В книгах такой оборот событий зовется «ударом судьбы», «изменой фортуны», «велением рока» и еще как-то. Булатович, выйдя из дворца, употреблял, по правде сказать, не столь красивые выражения.
Он медленно сел на коня и шагом поехал в дом французского коммерсанта, у которого жил с первого дня пребывания в Аддис-Абебе.
Все прахом… И зачем теперь полугодовой отпуск, выхлопотанный с таким трудом?.. Он тяжело вздохнул и проговорил, не глядя на Зелепукина:
– Вот видишь, братец…
Зелепукин на аудиенции у негуса не был, планы начальства знать не знал, а потому, разумеется, «видеть» ничего не мог, но он понял, что Александр Ксаверьевич, что называется, не в себе, и утешил его не мудрствуя:
– А вы, ваше благородь, не убивайтесь. Это так, в горячах… А после, глядишь, оно и того… образуется.
– Образуется! – вскипел Булатович. – Экий дур-рак!
Вокруг же все было по-прежнему, будто ничего и не произошло, будто и не постигло никакое фиаско поручика Булатовича.
За низкими плетнями во дворах жужжали веретена. Из хижин кожевенников несло кислятиной, слышно было, как переговаривались и шутили мастера, занятые выделкой богатых чепраков и седел, футляров для походных рогов с медами и напитками, ножен для сабель, всяческих добротных и в хозяйстве нужных вещей. Ювелиры, щуря глаз, корпели над брошками и кольцами, потные оружейники оттачивали клинки. Женщины шли к реке, делившей Аддис-Абебу на неравные части; там, на бережку, каждая прачка выроет ямку, наподобие лохани, выстелит ее козьей шкурой, чтобы вода в песок не уходила, и начнет постирушку: станет белье ногами топтать, потом, заголив руки, звеня браслетами, будет мылить его мылким домашним мылом, потом полоскать в быстрой, холодной речке. И тут уж смеху да прибауток не оберешься…

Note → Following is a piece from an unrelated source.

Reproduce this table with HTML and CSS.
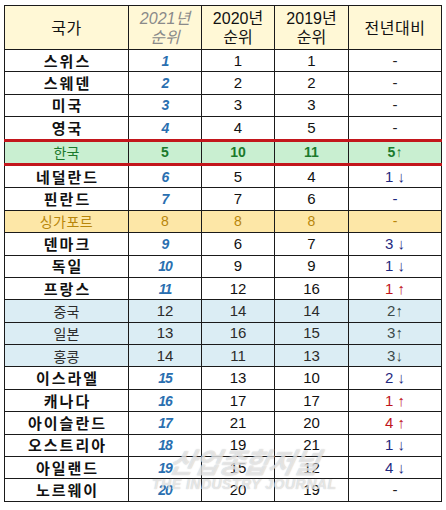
FILE: index.html
```html
<!DOCTYPE html>
<html lang="ko">
<head>
<meta charset="utf-8">
<title>국가 순위</title>
<link rel="stylesheet" href="styles.css">
</head>
<body>
<div class="wrap">
<table class="rank">
  <colgroup>
    <col class="c-name"><col class="c-n"><col class="c-n"><col class="c-n2"><col class="c-diff">
  </colgroup>
  <thead>
    <tr>
      <th class="h-name">국가</th>
      <th class="h-2021">2021년<br>순위</th>
      <th>2020년<br>순위</th>
      <th>2019년<br>순위</th>
      <th class="h-diff">전년대비</th>
    </tr>
  </thead>
  <tbody>
    <tr><td class="name">스위스</td><td class="r21">1</td><td>1</td><td>1</td><td class="dash">-</td></tr>
    <tr><td class="name">스웨덴</td><td class="r21">2</td><td>2</td><td>2</td><td class="dash">-</td></tr>
    <tr><td class="name">미국</td><td class="r21">3</td><td>3</td><td>3</td><td class="dash">-</td></tr>
    <tr class="before-kr"><td class="name">영국</td><td class="r21">4</td><td>4</td><td>5</td><td class="dash">-</td></tr>
    <tr class="kr"><td>한국</td><td>5</td><td>10</td><td>11</td><td>5↑</td></tr>
    <tr><td class="name">네덜란드</td><td class="r21">6</td><td>5</td><td>4</td><td class="down">1 ↓</td></tr>
    <tr><td class="name">핀란드</td><td class="r21">7</td><td>7</td><td>6</td><td class="down">-</td></tr>
    <tr class="sg"><td>싱가포르</td><td>8</td><td>8</td><td>8</td><td>-</td></tr>
    <tr><td class="name">덴마크</td><td class="r21">9</td><td>6</td><td>7</td><td class="down">3 ↓</td></tr>
    <tr><td class="name">독일</td><td class="r21">10</td><td>9</td><td>9</td><td class="down">1 ↓</td></tr>
    <tr><td class="name">프랑스</td><td class="r21">11</td><td>12</td><td>16</td><td class="up">1 ↑</td></tr>
    <tr class="asia"><td>중국</td><td>12</td><td>14</td><td>14</td><td>2↑</td></tr>
    <tr class="asia"><td>일본</td><td>13</td><td>16</td><td>15</td><td>3↑</td></tr>
    <tr class="asia"><td>홍콩</td><td>14</td><td>11</td><td>13</td><td>3↓</td></tr>
    <tr><td class="name">이스라엘</td><td class="r21">15</td><td>13</td><td>10</td><td class="down">2 ↓</td></tr>
    <tr><td class="name">캐나다</td><td class="r21">16</td><td>17</td><td>17</td><td class="up">1 ↑</td></tr>
    <tr><td class="name">아이슬란드</td><td class="r21">17</td><td>21</td><td>20</td><td class="up">4 ↑</td></tr>
    <tr><td class="name">오스트리아</td><td class="r21">18</td><td>19</td><td>21</td><td class="down">1 ↓</td></tr>
    <tr><td class="name">아일랜드</td><td class="r21">19</td><td>15</td><td>12</td><td class="down">4 ↓</td></tr>
    <tr><td class="name">노르웨이</td><td class="r21">20</td><td>20</td><td>19</td><td class="dash">-</td></tr>
  </tbody>
</table>
<div class="watermark">
  <div class="wm-ko">산업종합저널</div>
  <div class="wm-en">THE INDUSTRY JOURNAL</div>
</div>
</div>
</body>
</html>
```

FILE: styles.css
```css
html, body {
  margin: 0;
  padding: 0;
  background: #ffffff;
}

.wrap {
  position: relative;
  padding: 5px 0 0 4px;
}

.rank {
  border-collapse: collapse;
  table-layout: fixed;
  width: 437px;
  font-family: "Liberation Sans", "Noto Sans CJK KR", sans-serif;
  color: #111;
}

.c-name { width: 124px; }
.c-n { width: 73px; }
.c-n2 { width: 74px; }
.c-diff { width: 93px; }

.rank th,
.rank td {
  border: 1px solid #1a1a1a;
  padding: 0;
  text-align: center;
  vertical-align: middle;
}

.rank th {
  background: #fff8d6;
  height: 43px;
  font-weight: normal;
  font-size: 16px;
  line-height: 19px;
  font-family: "Liberation Sans", "Noto Sans CJK KR", sans-serif;
}

.rank th.h-name,
.rank th.h-diff {
  font-family: "Noto Sans CJK KR", sans-serif;
  font-size: 16px;
  letter-spacing: 0.5px;
}

.rank th.h-2021 {
  color: #8a8a8a;
  font-style: italic;
}

.rank td {
  height: 21.4px;
  font-size: 15px;
  line-height: 18px;
}

.rank td.name {
  font-family: "Noto Sans CJK KR", sans-serif;
  font-weight: bold;
  font-size: 15px;
  letter-spacing: 2px;
  padding-left: 2px;
}

.rank td.r21 {
  color: #2a6fb0;
  font-weight: bold;
  font-style: italic;
  font-size: 14px;
  letter-spacing: -1px;
}

.rank td.dash {
  color: #222;
}

.rank td.down {
  color: #1f2a80;
}

.rank td.up {
  color: #c0141b;
}

.rank tr.before-kr td {
  border-bottom: 3px solid #c3161c;
}

.rank tr.kr td {
  background: #c9efd1;
  color: #1b7a2c;
  font-weight: bold;
  font-size: 14px;
  border-bottom: 3px solid #c3161c;
}

.rank tr.kr td:first-child {
  font-family: "Noto Sans CJK KR", sans-serif;
  font-weight: normal;
  font-size: 14px;
}

.rank tr.sg td {
  background: #fde7a7;
  color: #b8860b;
  font-size: 14px;
}

.rank tr.sg td:first-child {
  font-family: "Noto Sans CJK KR", sans-serif;
  letter-spacing: 0.5px;
}

.rank tr.asia td {
  background: #dbedf4;
  color: #2b2b2b;
}

.rank tr.asia td:first-child {
  font-family: "Noto Sans CJK KR", sans-serif;
  font-size: 14px;
}

.rank tr.asia td:last-child {
  color: #3c4a4a;
}

.watermark {
  position: absolute;
  left: 152px;
  top: 446px;
  text-align: center;
  pointer-events: none;
}

.wm-ko {
  font-family: "Noto Sans CJK KR", sans-serif;
  font-weight: bold;
  font-style: italic;
  font-size: 28px;
  line-height: 30px;
  color: rgba(255, 255, 255, 0.6);
  text-shadow: 0 0 1px rgba(140, 140, 140, 0.6);
  transform: skewX(-12deg);
  letter-spacing: -1px;
}

.wm-en {
  font-family: "Liberation Sans", sans-serif;
  font-weight: bold;
  font-style: italic;
  font-size: 14px;
  line-height: 16px;
  color: rgba(255, 255, 255, 0.6);
  text-shadow: 0 0 1px rgba(140, 140, 140, 0.6);
  letter-spacing: 0.5px;
}
```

А поручику Булатовичу какой смех! Заперся он у себя и приказал Зелепукину не пускать к нему ни единой души. Весь вечер запивал поручик горькое свое настроение плохим греческим коньяком. Плохой коньяк, будь он неладен, а плочено полтора талера за бутылку.
И на другой день, и на третий глядел Булатович тучей.
Но потом… потом осенил его новый замысел: придумал он, на что употребить шестимесячный свой отпуск. Придумал и повеселел.
6
Прежде Вальде-Тадик служил в армии. Золотая серьга сверкала в его правом ухе, свидетельствуя, что солдат не кланялся итальянским снарядам, не бегивал итальянских пуль.
Теперь он нанялся старшим проводником к русскому путешественнику и, хотя знал, что боевых наград не выслужит, был доволен, так как до смерти не любил оседлое житьишко.
Нынче, ноябрьским днем, когда отряд Булатовича – семнадцать человек, восемь вьючных и верховых животных – подошел к реке Дидессе, Вальде-Тадик самозабвенно дирижировал великолепным кошачьим концертом и, дирижируя, принимал в нем участие, что есть мочи колотя дубиной по дереву.
Над рекой ревело, свистало, верещало и ухало. Лесное эхо ошалело от этих мятущихся, наскакивающих друг на друга, невообразимых звуков и, не зная, что делать, просто-напросто понеслось сквозь чащу: «аааа-оооо-уууу»…
Какофония продолжалась не менее получаса. Наконец умолкла, но аплодисментов не последовало. Булатович, Зелепукин, Вальде-Тадик, проводники – все вытянули шеи и пристально вглядывались в речные воды.